45,000 units delivered in 2019, 90,000 units in 2020, Chesterton on Dubai real estate

Chestertons’ Observer: Dubai Market Report Q4 2019

Dubai’s real estate market could be seeing the first signs of growing market confidence. This is a result of a notable slowdown in apartment sales price declines and the stabilisation of rental rates, according to the latest ChestertonsObserver: Dubai Market Report Q4 2019.

Transaction values for the year also underscored the positivity in the market with completed units witnessing a 60% increase compared to 2018, and off-plan units recording a 99% increase during the same period. The volume of transactions was similarly positive in 2019 for completed and off-plan units, with a 39% and 68% increase compared to 2018.

While green shoots are visible, supply is still the single biggest contributor to declining residential prices in the Emirate. 45,000 completed units were delivered in 2019, the highest number of units in the last five years, with a further 90,000 units scheduled by developers to complete in 2020.

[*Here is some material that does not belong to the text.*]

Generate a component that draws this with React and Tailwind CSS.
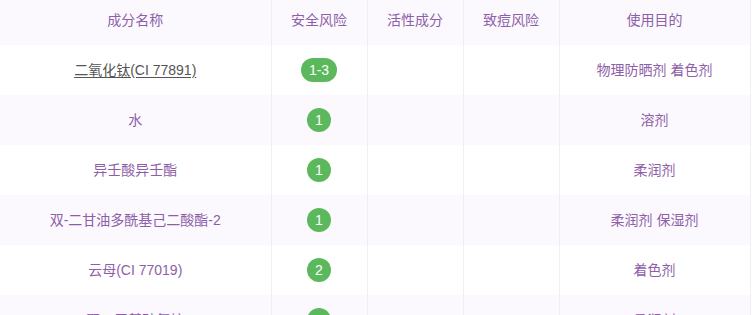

While it is likely that a significant minority of planned projects will overrun their scheduled completion, the volume of units, by any measure, is clearly out of step with current market-wide sales performance.

The volume of units, by any measure, is clearly out of step with current market-wide sales performance

Chris Hobden, Head of Strategic Consultancy, Chestertons MENA, said: “The Dubai residential market in Q4 2019 is alluding to a more positive outlook for 2020 thanks to the slowdown of sales price declines and the levelling of rental rates.

“This does, however, have to be tempered by the volume of new units scheduled for delivery in 2020, which makes the short-term recovery of prices in the Emirate unlikely. Oversupply contributed to declining capital values in Dubai and has resulted in further price declines in Q4. To ensure high occupancy in 2020, landlords will have to be realistic in the face of tough market conditions. The incentives previously offered to tenants, such as rent-free periods, multiple cheques and short-term leases will continue, with an increase in tenant demand for monthly direct debit payments also likely” added Hobden.

“Despite the challenging environment for landlords, due to falling rents, Dubai is still seen as providing decent yields in the long-term rental market, with the 10 most popular communities offering returns of between 6% and 9.5%. To put this in context, prime rental yields in major global cities such as London or Hong Kong, are currently below 5%,” concluded Hobden.